= Electoral and Administrative Review Commission =

The Electoral and Administrative Review Commission (1989–1993) was an agency of the Government of Queensland, Australia to investigate the electoral system and public administration of the state and local government authorities of Queensland.

==History==
On 3 July 1989, the Commission of Inquiry into Possible Illegal Activities and Associated Police Misconduct (better known as the Fitzgerald Report) recommended the establishment of an Electoral and Administrative Review Commission. The Queensland Government acted on the recommendation by passing the Electoral and Administrative Review Act 1989 to establish the commission, whose purpose was to investigate and report on:
- the Legislative Assembly electoral system
- the operation of the Parliament
- the public administration of the state
- the local authority electoral system
- local authority administration
and to monitor the implementations of any reforms arising.

The commission was fully constituted on 21 March 1990 under the chairman, Tom Sherman. Tom Sherman resigned on 25 February 1992 and Prof Colin Hughes acted in the role of chairman, until David Solomon was formally appointed to the role on 15 June 1992. Having completed its role outlined in the Fitzgerald Report, the commission was wound up on 30 September 1993.

The Fitzgerald Royal Commission is regarded as one of the most successful in Australian history in part because of the work of EARC and the other Commission that helped to implement its recommendations, the Criminal Justice Commission (CJC). "It was the EARC process which took Queensland out of the era..in which politics and public administration were largely unaccountable".

==Methods==

EARC reviews began with the release of Issues papers to promote debate. These were widely circulated, including to public libraries across the state. This was followed by a period during which the public could make submissions. Public hearings were held. All submissions were published. EARC Reports were considered and reported on by a parliamentary committee (PEARC).

==Reports==
In its short lifespan EARC produced 23 reports. They were tabled in Parliament and in succeeding years the Table Office rendered them into pdf format, so they can now be downloaded from the Parliament web site. The full list is:-

- Guidelines for the Declaration of Registrable Interests of Elected Representatives of the Parliament of Queensland (90/R1, August 1990)
- The Local Authority Electoral System of Queensland (90/R2, September 1990)
- Queensland Joint Electoral Roll Review (90/R3, October 1990)
- Queensland Legislative Assembly Electoral System with Appendixes (90/R4, November 1990)
- Judicial Review of Administrative Decision and Actions (90/R5, December 1990)
- Freedom of Information (90/R6, 2 December 1990)

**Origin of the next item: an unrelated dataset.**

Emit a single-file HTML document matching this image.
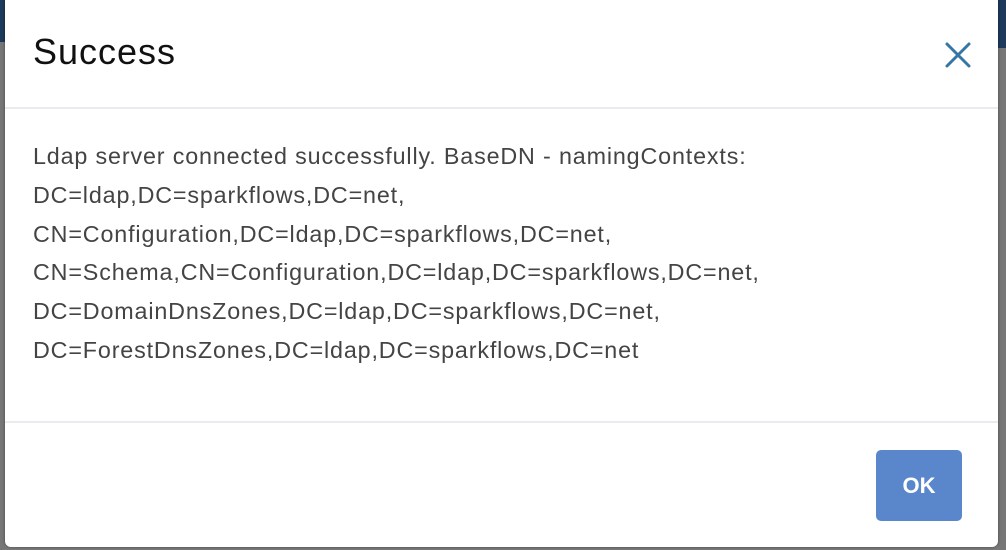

- Public Assembly Law (91/R1, February 1991)
- The Office of Parliamentary Counsel (91/R2, May 1991)
- Public Sector Auditing in Queensland (91/R3, September 1991)
- Protection of Whistleblowers (91/R4, October 1991)
- Local Authority External Boundaries: Chapters 1-12 , Chapters 13-21 and Appendices (91/R5, November 1991)
- Determination of Legislative Assembly Electoral Districts (November 1991) (not part of the numbered series of EARC Reports)
- Information and Resources Needs of Non-Government Members of the Queensland Legislative Assembly (91/R6, December 1991) 91/R6
- Review of Elections Act 1983-1991 and Related Matters: Chapters 1-10 ; Chapters 11-17 and Appendices (91/R7, December 1991)

- Review of Codes of Conduct for Public Officials (92/R1, May 1992)
- Investigation of Public Registration of Political Donations, Public funding of Election Campaigns and Related Issues (92/R2, June 1992)
- Review of Archives Legislation (92/R3, June 1992)
- Review of Parliamentary Committees: Chapters 1-8, Chapters 9-14 and Appendices (92/R4, October 1992)

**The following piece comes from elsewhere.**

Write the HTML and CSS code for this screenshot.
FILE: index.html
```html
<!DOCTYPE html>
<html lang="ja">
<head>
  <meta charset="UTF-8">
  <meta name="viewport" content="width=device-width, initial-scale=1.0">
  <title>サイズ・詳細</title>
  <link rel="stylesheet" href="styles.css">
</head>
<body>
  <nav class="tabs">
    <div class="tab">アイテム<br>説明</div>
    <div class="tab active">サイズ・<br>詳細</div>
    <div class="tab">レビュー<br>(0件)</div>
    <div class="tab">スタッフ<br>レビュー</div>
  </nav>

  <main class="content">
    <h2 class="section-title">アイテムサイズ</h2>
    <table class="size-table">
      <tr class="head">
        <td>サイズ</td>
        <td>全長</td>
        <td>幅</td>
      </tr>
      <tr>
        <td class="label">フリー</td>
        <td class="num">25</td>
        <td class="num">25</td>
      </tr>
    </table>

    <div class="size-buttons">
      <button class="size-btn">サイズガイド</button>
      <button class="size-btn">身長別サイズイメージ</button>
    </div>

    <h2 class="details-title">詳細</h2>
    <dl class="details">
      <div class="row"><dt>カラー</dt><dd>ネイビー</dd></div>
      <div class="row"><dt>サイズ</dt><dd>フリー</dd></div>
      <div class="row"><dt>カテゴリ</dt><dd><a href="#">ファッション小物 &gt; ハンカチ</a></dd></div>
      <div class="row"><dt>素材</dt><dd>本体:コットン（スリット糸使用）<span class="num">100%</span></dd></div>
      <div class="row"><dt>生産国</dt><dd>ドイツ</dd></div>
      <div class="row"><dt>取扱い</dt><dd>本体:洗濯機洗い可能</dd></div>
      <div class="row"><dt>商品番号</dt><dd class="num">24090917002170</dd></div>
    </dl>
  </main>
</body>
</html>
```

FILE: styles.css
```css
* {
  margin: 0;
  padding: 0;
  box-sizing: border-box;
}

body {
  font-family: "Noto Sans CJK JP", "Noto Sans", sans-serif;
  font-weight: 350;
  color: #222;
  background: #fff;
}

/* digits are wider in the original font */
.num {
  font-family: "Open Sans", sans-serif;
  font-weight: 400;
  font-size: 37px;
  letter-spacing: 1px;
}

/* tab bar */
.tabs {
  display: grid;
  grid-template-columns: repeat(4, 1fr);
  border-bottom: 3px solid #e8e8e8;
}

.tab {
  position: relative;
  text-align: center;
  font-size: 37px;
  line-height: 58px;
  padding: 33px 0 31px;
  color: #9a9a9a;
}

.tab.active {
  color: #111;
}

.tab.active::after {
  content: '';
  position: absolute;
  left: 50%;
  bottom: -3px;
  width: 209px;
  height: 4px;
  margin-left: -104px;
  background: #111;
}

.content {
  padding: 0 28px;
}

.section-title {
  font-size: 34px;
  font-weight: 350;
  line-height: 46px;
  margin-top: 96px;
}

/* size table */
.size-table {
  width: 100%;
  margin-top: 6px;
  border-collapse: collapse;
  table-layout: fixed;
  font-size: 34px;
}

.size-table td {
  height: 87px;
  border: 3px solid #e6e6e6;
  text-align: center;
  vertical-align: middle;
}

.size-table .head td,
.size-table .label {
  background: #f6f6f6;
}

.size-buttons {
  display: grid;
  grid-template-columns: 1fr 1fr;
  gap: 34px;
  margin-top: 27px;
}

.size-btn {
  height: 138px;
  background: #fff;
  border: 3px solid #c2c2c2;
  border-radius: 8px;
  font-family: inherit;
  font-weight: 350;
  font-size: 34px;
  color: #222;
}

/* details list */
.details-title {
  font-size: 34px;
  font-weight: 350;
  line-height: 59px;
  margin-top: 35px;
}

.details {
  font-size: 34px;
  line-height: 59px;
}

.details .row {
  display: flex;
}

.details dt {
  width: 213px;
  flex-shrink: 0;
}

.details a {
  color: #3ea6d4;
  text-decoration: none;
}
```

- Review of Government Media and Information Services (93/R1, April 1993)
- Independence of the Attorney-General (93/R2, July 1993)
- Appeals from Administrative Decisions: Report plus Appendices 1-25 , 26-48 and 49-73 (93/R3, August 1993)
- Consolidation and Review of the Queensland Constitution (93/R4, August 1993)
- The Preservation And Enhancement Of Individuals' Rights And Freedoms (93/R5, August 1993)

==Local Government boundaries==
The commission's report External Boundaries of Local Authorities tabled on 19 March 1992 made a series of recommendations to adjust the boundaries between various local government authorities, but, more significantly and more controversially, to amalgamate a number of local government authorities. This work was not included in the Fitzgerald Report or the EARC enabling legislation but was added later. Not all of the EARC recommendations were acted upon by the Queensland Government and others were implemented differently. The local authorities recommended for amalgamation and the outcomes of the recommendations where:
- City of Warwick, Shire of Glengallan, Shire of Rosenthal and Shire of Allora (not implemented as recommended, but all four were amalgamated into the new Shire of Warwick)
- Shire of Clifton and Shire of Cambooya (not implemented)
- City of Gympie and Shire of Widgee (amalgamated into the new Shire of Cooloola)
- City of Maryborough and Shire of Woocoo (not implemented)
- City of Bundaberg and Shire of Woongarra (not implemented, but instead Woongarra and Shire of Gooburrum were amalgamated into the new Shire of Burnett)
- City of Townsville and City of Thuringowa(not implemented)
- City of Gladstone and Shire of Calliope (not implemented)
- City of Mackay and Shire of Pioneer (amalgamated into an enlarged City of Mackay)

Although some of the recommendations were not implemented, many were implemented in subsequent reforms of local government boundaries.